*PROBLEM*.
Restate the data exactly as given and keep the pictures out.

*SUPPLIED DATA*.

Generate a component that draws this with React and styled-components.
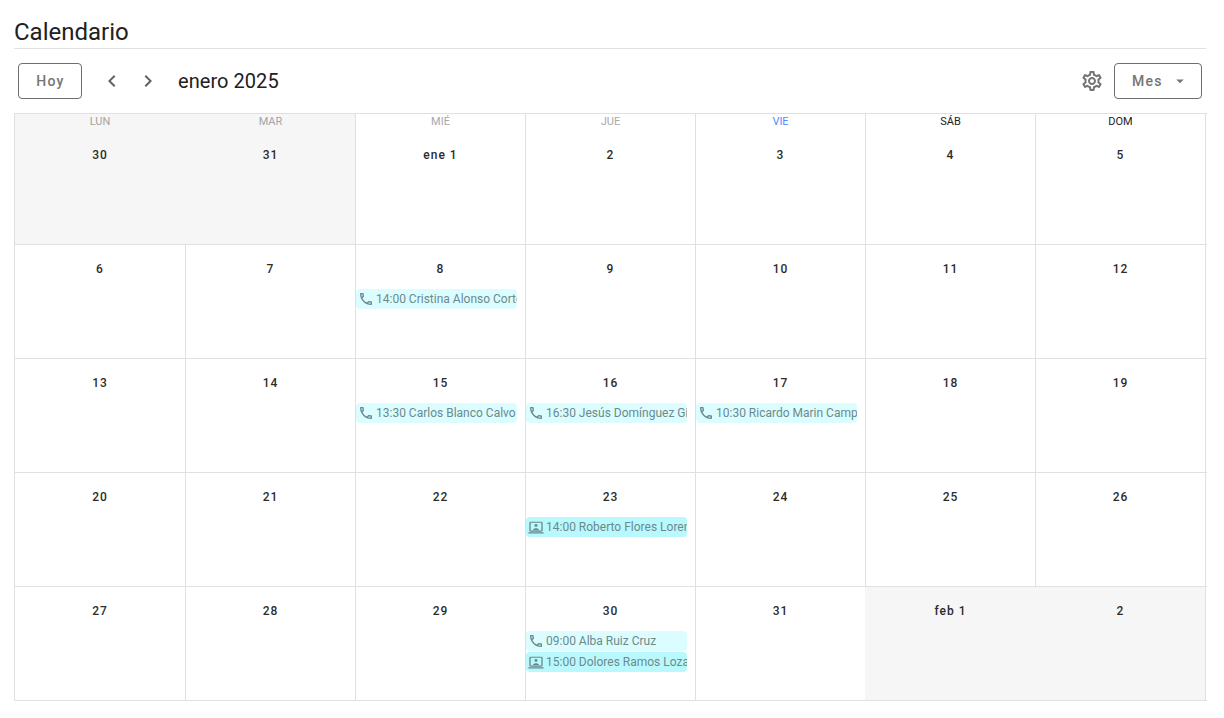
import React from "react";
import styled, { createGlobalStyle } from "styled-components";
import {
  MdOutlineCall,
  MdOutlineSettings,
  MdChevronLeft,
  MdChevronRight,
  MdArrowDropDown,
} from "react-icons/md";

const GlobalStyle = createGlobalStyle`
  html, body { margin: 0; padding: 0; background: #fff; }
  body { font-family: Roboto, "Liberation Sans", sans-serif; color: #212121; }
`;

const weekDays = [
  { label: "LUN", color: "#a8a29e" },
  { label: "MAR", color: "#a3a3ab" },
  { label: "MIÉ", color: "#a8a8a8" },
  { label: "JUE", color: "#a8a8a8" },
  { label: "VIE", color: "#4f8cff" },
  { label: "SÁB", color: "#212121" },
  { label: "DOM", color: "#212121" },
];

const weeks = [
  [
    { day: "30", muted: true },
    { day: "31", muted: true },
    { day: "ene 1" },
    { day: "2" },
    { day: "3" },
    { day: "4" },
    { day: "5" },
  ],
  [
    { day: "6" },
    { day: "7" },
    { day: "8", events: [{ type: "call", text: "14:00 Cristina Alonso Cortés" }] },
    { day: "9" },
    { day: "10" },
    { day: "11" },
    { day: "12" },
  ],
  [
    { day: "13" },
    { day: "14" },
    { day: "15", events: [{ type: "call", text: "13:30 Carlos Blanco Calvo" }] },
    { day: "16", events: [{ type: "call", text: "16:30 Jesús Domínguez Gil" }] },
    { day: "17", events: [{ type: "call", text: "10:30 Ricardo Marin Campos" }] },
    { day: "18" },
    { day: "19" },
  ],
  [
    { day: "20" },
    { day: "21" },
    { day: "22" },
    { day: "23", events: [{ type: "online", text: "14:00 Roberto Flores Lorenzo" }] },
    { day: "24" },
    { day: "25" },
    { day: "26" },
  ],
  [
    { day: "27" },
    { day: "28" },
    { day: "29" },
    {
      day: "30",
      events: [
        { type: "call", text: "09:00 Alba Ruiz Cruz" },
        { type: "online", text: "15:00 Dolores Ramos Lozano" },
      ],
    },
    { day: "31", noLine: true },
    { day: "feb 1", muted: true },
    { day: "2", muted: true },
  ],
];

// laptop with a person on screen, not in the icon packs
const OnlineIcon = () => (
  <svg width="16" height="16" viewBox="0 0 24 24" fill="currentColor">
    <path d="M4 4h16a2 2 0 0 1 2 2v11a2 2 0 0 1-2 2H4a2 2 0 0 1-2-2V6a2 2 0 0 1 2-2zm0 1.6V17.4h16V5.6H4z" />
    <path d="M.5 20h23v1.8H.5z" />
    <circle cx="12" cy="9.8" r="2.2" />
    <path d="M7.5 17v-.9c0-1.6 3-2.4 4.5-2.4s4.5.8 4.5 2.4v.9h-9z" />
  </svg>
);

const App = () => {
  return (
    <Page>
      <GlobalStyle />
      <Title>Calendario</Title>
      <Toolbar>
        <ToolGroup>
          <OutlineButton>Hoy</OutlineButton>
          <NavGroup>
            <NavButton aria-label="Anterior">
              <MdChevronLeft size={24} />
            </NavButton>
            <NavButton aria-label="Siguiente">
              <MdChevronRight size={24} />
            </NavButton>
          </NavGroup>
          <Month>enero 2025</Month>
        </ToolGroup>
        <ToolGroup>
          <SettingsButton aria-label="Ajustes">
            <MdOutlineSettings size={24} />
          </SettingsButton>
          <ViewButton>
            Mes
            <MdArrowDropDown size={18} />
          </ViewButton>
        </ToolGroup>
      </Toolbar>
      <Calendar>
        {weeks.map((week, w) => (
          <Week key={w} $first={w === 0}>
            {week.map((cell, d) => (
              <Cell key={d} $muted={cell.muted} $nextMuted={week[d + 1]?.muted} $noLine={cell.noLine}>
                {w === 0 && <WeekDay $color={weekDays[d].color}>{weekDays[d].label}</WeekDay>}
                <DayNumber>{cell.day}</DayNumber>
                {cell.events && (
                  <Events>
                    {cell.events.map((ev) => (
                      <Event key={ev.text} $type={ev.type}>
                        <EventIcon>
                          {ev.type === "call" ? <MdOutlineCall size={16} /> : <OnlineIcon />}
                        </EventIcon>
                        <EventText>{ev.text}</EventText>
                      </Event>
                    ))}
                  </Events>
                )}
              </Cell>
            ))}
          </Week>
        ))}
      </Calendar>
    </Page>
  );
};

const Page = styled.div`
  width: 1224px;
  height: 718px;
  box-sizing: border-box;
  padding: 14px 18px 0 14px;
  overflow: hidden;
`;

const Title = styled.h1`
  margin: 0;
  height: 34px;
  font-size: 24px;
  line-height: 36px;
  font-weight: 400;
  color: #212121;
  border-bottom: 1px solid #e0e0e0;
`;

const Toolbar = styled.div`
  display: flex;
  align-items: center;
  justify-content: space-between;
  height: 64px;
  padding: 0 4px;
`;

const ToolGroup = styled.div`
  display: flex;
  align-items: center;
`;

const OutlineButton = styled.button`
  box-sizing: border-box;
  width: 64px;
  height: 36px;
  padding: 0 0 0 1px;
  background: #fff;
  border: 1px solid #6e6e6e;
  border-radius: 4px;
  font-family: inherit;
  font-size: 14px;
  font-weight: 500;
  letter-spacing: 1.25px;
  color: #757575;
`;

const NavGroup = styled.div`
  display: flex;
  gap: 12px;
  margin: 0 18px;
`;

const NavButton = styled.button`
  display: flex;
  width: 24px;
  height: 24px;
  padding: 0;
  border: 0;
  background: none;
  color: #5f6368;
`;

const Month = styled.div`
  font-size: 20px;
  line-height: 28px;
  color: #212121;
  letter-spacing: 0.05px;
`;

const SettingsButton = styled.button`
  display: flex;
  padding: 0;
  border: 0;
  background: none;
  color: #757575;
  margin-right: 10px;
`;

const ViewButton = styled(OutlineButton)`
  display: flex;
  align-items: center;
  justify-content: space-between;
  width: 88px;
  padding: 0 12px 0 17px;
`;

const Calendar = styled.div`
  border-top: 1px solid #e0e0e0;
  border-left: 1px solid #e0e0e0;
  width: 1192px;
`;

const Week = styled.div`
  display: grid;
  grid-template-columns: 171px repeat(6, 170px);
  height: ${(p) => (p.$first ? "131px" : "114px")};
  box-sizing: border-box;
  border-bottom: 1px solid #e0e0e0;
`;

const Cell = styled.div`
  box-sizing: border-box;
  min-width: 0;
  background: ${(p) => (p.$muted ? "#f6f6f6" : "#fff")};
  border-right: 1px solid
    ${(p) => {
      if (p.$noLine) return "#f6f6f6";
      return p.$muted && p.$nextMuted ? "#f6f6f6" : "#e0e0e0";
    }};
`;

const WeekDay = styled.div`
  height: 17px;
  font-size: 11px;
  line-height: 15px;
  text-align: center;
  color: ${(p) => p.$color};
`;

const DayNumber = styled.div`
  margin-top: 14px;
  height: 20px;
  font-size: 12px;
  line-height: 20px;
  font-weight: 500;
  letter-spacing: 1px;
  text-align: center;
  color: #2c2c2c;
`;

const Events = styled.div`
  display: flex;
  flex-direction: column;
  gap: 1px;
  margin-top: 10px;
  width: 161px;
`;

const Event = styled.div`
  display: flex;
  align-items: center;
  height: 20px;
  padding-left: 2px;
  border-radius: 4px;
  overflow: hidden;
  font-size: 12px;
  color: #6b8a8c;
  background: ${(p) => (p.$type === "call" ? "#dcfdff" : "#b9f9fd")};
`;

const EventIcon = styled.span`
  display: flex;
  flex: 0 0 18px;
  color: #6a8a8d;
`;

const EventText = styled.span`
  white-space: nowrap;
  overflow: hidden;
`;

export default App;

*TASK ANSWER*.
Generate a component that draws this with React and styled-components.
import React from "react";
import styled, { createGlobalStyle } from "styled-components";
import {
  MdOutlineCall,
  MdOutlineSettings,
  MdChevronLeft,
  MdChevronRight,
  MdArrowDropDown,
} from "react-icons/md";

const GlobalStyle = createGlobalStyle`
  html, body { margin: 0; padding: 0; background: #fff; }
  body { font-family: Roboto, "Liberation Sans", sans-serif; color: #212121; }
`;

const weekDays = [
  { label: "LUN", color: "#a8a29e" },
  { label: "MAR", color: "#a3a3ab" },
  { label: "MIÉ", color: "#a8a8a8" },
  { label: "JUE", color: "#a8a8a8" },
  { label: "VIE", color: "#4f8cff" },
  { label: "SÁB", color: "#212121" },
  { label: "DOM", color: "#212121" },
];

const weeks = [
  [
    { day: "30", muted: true },
    { day: "31", muted: true },
    { day: "ene 1" },
    { day: "2" },
    { day: "3" },
    { day: "4" },
    { day: "5" },
  ],
  [
    { day: "6" },
    { day: "7" },
    { day: "8", events: [{ type: "call", text: "14:00 Cristina Alonso Cortés" }] },
    { day: "9" },
    { day: "10" },
    { day: "11" },
    { day: "12" },
  ],
  [
    { day: "13" },
    { day: "14" },
    { day: "15", events: [{ type: "call", text: "13:30 Carlos Blanco Calvo" }] },
    { day: "16", events: [{ type: "call", text: "16:30 Jesús Domínguez Gil" }] },
    { day: "17", events: [{ type: "call", text: "10:30 Ricardo Marin Campos" }] },
    { day: "18" },
    { day: "19" },
  ],
  [
    { day: "20" },
    { day: "21" },
    { day: "22" },
    { day: "23", events: [{ type: "online", text: "14:00 Roberto Flores Lorenzo" }] },
    { day: "24" },
    { day: "25" },
    { day: "26" },
  ],
  [
    { day: "27" },
    { day: "28" },
    { day: "29" },
    {
      day: "30",
      events: [
        { type: "call", text: "09:00 Alba Ruiz Cruz" },
        { type: "online", text: "15:00 Dolores Ramos Lozano" },
      ],
    },
    { day: "31", noLine: true },
    { day: "feb 1", muted: true },
    { day: "2", muted: true },
  ],
];

// laptop with a person on screen, not in the icon packs
const OnlineIcon = () => (
  <svg width="16" height="16" viewBox="0 0 24 24" fill="currentColor">
    <path d="M4 4h16a2 2 0 0 1 2 2v11a2 2 0 0 1-2 2H4a2 2 0 0 1-2-2V6a2 2 0 0 1 2-2zm0 1.6V17.4h16V5.6H4z" />
    <path d="M.5 20h23v1.8H.5z" />
    <circle cx="12" cy="9.8" r="2.2" />
    <path d="M7.5 17v-.9c0-1.6 3-2.4 4.5-2.4s4.5.8 4.5 2.4v.9h-9z" />
  </svg>
);

const App = () => {
  return (
    <Page>
      <GlobalStyle />
      <Title>Calendario</Title>
      <Toolbar>
        <ToolGroup>
          <OutlineButton>Hoy</OutlineButton>
          <NavGroup>
            <NavButton aria-label="Anterior">
              <MdChevronLeft size={24} />
            </NavButton>
            <NavButton aria-label="Siguiente">
              <MdChevronRight size={24} />
            </NavButton>
          </NavGroup>
          <Month>enero 2025</Month>
        </ToolGroup>
        <ToolGroup>
          <SettingsButton aria-label="Ajustes">
            <MdOutlineSettings size={24} />
          </SettingsButton>
          <ViewButton>
            Mes
            <MdArrowDropDown size={18} />
          </ViewButton>
        </ToolGroup>
      </Toolbar>
      <Calendar>
        {weeks.map((week, w) => (
          <Week key={w} $first={w === 0}>
            {week.map((cell, d) => (
              <Cell key={d} $muted={cell.muted} $nextMuted={week[d + 1]?.muted} $noLine={cell.noLine}>
                {w === 0 && <WeekDay $color={weekDays[d].color}>{weekDays[d].label}</WeekDay>}
                <DayNumber>{cell.day}</DayNumber>
                {cell.events && (
                  <Events>
                    {cell.events.map((ev) => (
                      <Event key={ev.text} $type={ev.type}>
                        <EventIcon>
                          {ev.type === "call" ? <MdOutlineCall size={16} /> : <OnlineIcon />}
                        </EventIcon>
                        <EventText>{ev.text}</EventText>
                      </Event>
                    ))}
                  </Events>
                )}
              </Cell>
            ))}
          </Week>
        ))}
      </Calendar>
    </Page>
  );
};

const Page = styled.div`
  width: 1224px;
  height: 718px;
  box-sizing: border-box;
  padding: 14px 18px 0 14px;
  overflow: hidden;
`;

const Title = styled.h1`
  margin: 0;
  height: 34px;
  font-size: 24px;
  line-height: 36px;
  font-weight: 400;
  color: #212121;
  border-bottom: 1px solid #e0e0e0;
`;

const Toolbar = styled.div`
  display: flex;
  align-items: center;
  justify-content: space-between;
  height: 64px;
  padding: 0 4px;
`;

const ToolGroup = styled.div`
  display: flex;
  align-items: center;
`;

const OutlineButton = styled.button`
  box-sizing: border-box;
  width: 64px;
  height: 36px;
  padding: 0 0 0 1px;
  background: #fff;
  border: 1px solid #6e6e6e;
  border-radius: 4px;
  font-family: inherit;
  font-size: 14px;
  font-weight: 500;
  letter-spacing: 1.25px;
  color: #757575;
`;

const NavGroup = styled.div`
  display: flex;
  gap: 12px;
  margin: 0 18px;
`;

const NavButton = styled.button`
  display: flex;
  width: 24px;
  height: 24px;
  padding: 0;
  border: 0;
  background: none;
  color: #5f6368;
`;

const Month = styled.div`
  font-size: 20px;
  line-height: 28px;
  color: #212121;
  letter-spacing: 0.05px;
`;

const SettingsButton = styled.button`
  display: flex;
  padding: 0;
  border: 0;
  background: none;
  color: #757575;
  margin-right: 10px;
`;

const ViewButton = styled(OutlineButton)`
  display: flex;
  align-items: center;
  justify-content: space-between;
  width: 88px;
  padding: 0 12px 0 17px;
`;

const Calendar = styled.div`
  border-top: 1px solid #e0e0e0;
  border-left: 1px solid #e0e0e0;
  width: 1192px;
`;

const Week = styled.div`
  display: grid;
  grid-template-columns: 171px repeat(6, 170px);
  height: ${(p) => (p.$first ? "131px" : "114px")};
  box-sizing: border-box;
  border-bottom: 1px solid #e0e0e0;
`;

const Cell = styled.div`
  box-sizing: border-box;
  min-width: 0;
  background: ${(p) => (p.$muted ? "#f6f6f6" : "#fff")};
  border-right: 1px solid
    ${(p) => {
      if (p.$noLine) return "#f6f6f6";
      return p.$muted && p.$nextMuted ? "#f6f6f6" : "#e0e0e0";
    }};
`;

const WeekDay = styled.div`
  height: 17px;
  font-size: 11px;
  line-height: 15px;
  text-align: center;
  color: ${(p) => p.$color};
`;

const DayNumber = styled.div`
  margin-top: 14px;
  height: 20px;
  font-size: 12px;
  line-height: 20px;
  font-weight: 500;
  letter-spacing: 1px;
  text-align: center;
  color: #2c2c2c;
`;

const Events = styled.div`
  display: flex;
  flex-direction: column;
  gap: 1px;
  margin-top: 10px;
  width: 161px;
`;

const Event = styled.div`
  display: flex;
  align-items: center;
  height: 20px;
  padding-left: 2px;
  border-radius: 4px;
  overflow: hidden;
  font-size: 12px;
  color: #6b8a8c;
  background: ${(p) => (p.$type === "call" ? "#dcfdff" : "#b9f9fd")};
`;

const EventIcon = styled.span`
  display: flex;
  flex: 0 0 18px;
  color: #6a8a8d;
`;

const EventText = styled.span`
  white-space: nowrap;
  overflow: hidden;
`;

export default App;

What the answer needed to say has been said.